I’m just saying, there’s a path to getting to 10-11 wins, and it doesn’t involve the Seahawks playing out of their minds. It does, however, require this team to improve as the season goes on (as well as not losing too many more significant stars).
The Seahawks are already getting better-than-expected production out of Tre Flowers, Bradley McDougald, their entire running back room, and their offensive line. They’re getting predictably good production from their quarterback, middle linebacker, Frank Clark, Tyler Lockett, Shquill Griffin, and their interior run-stuffing tackles. They’ll hopefully get K.J. Wright and Doug Baldwin back to some semblance of full strength.
What we need to see is a guy or two step up from a pass rush standpoint. We need Frank Clark to go from good to GREAT. We need Dion Jordan to do literally anything. We need Rasheem Green to get back on the field and give us something comparable to what Tre Flowers is doing for our secondary. Or, we just need one of those other D-Linemen to come from out of nowhere and really surprise us, even if it’s unsustainable for the long term.
We also need someone to step into that Earl Thomas role and give us just 75% of what he was. That means Tedric Thompson, improving his tackling, improving his angles in coverage, and making opportune plays (picks, tipped passes, forced fumbles). There’s no magical fix coming; it has to come from within.

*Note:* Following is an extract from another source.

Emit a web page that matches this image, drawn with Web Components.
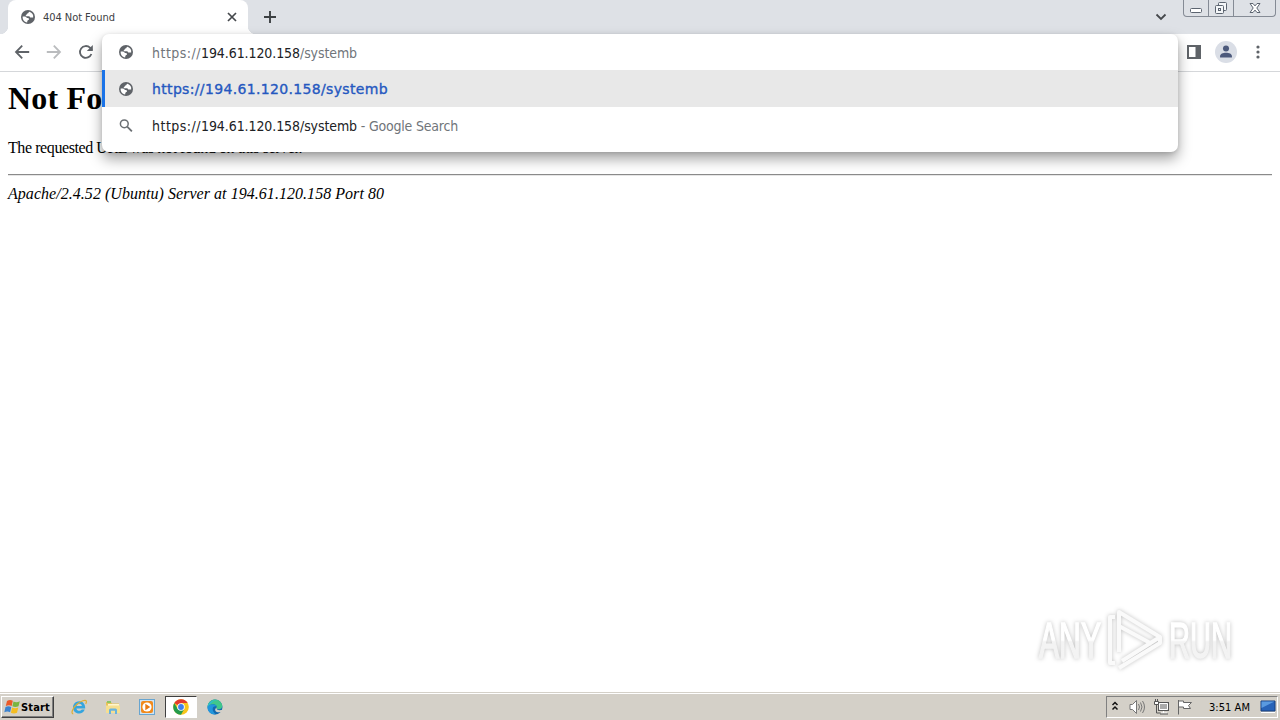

This season can be like the 2011 Seahawks or the 2012 Seahawks. Recall the 2011 team went 7-9 and was still a year-plus away from really contending. Whereas the 2012 team APPEARED to be a year-plus away, but got steadily better until it was steamrolling opponents by season’s end, and came within 30 seconds of getting to the NFC Championship Game.
How will this year go? Well, a lot of it has to do with what happens the next two games. It all starts in London on Sunday. Can’t shit the bed there, or this season will REALLY go south in a hurry.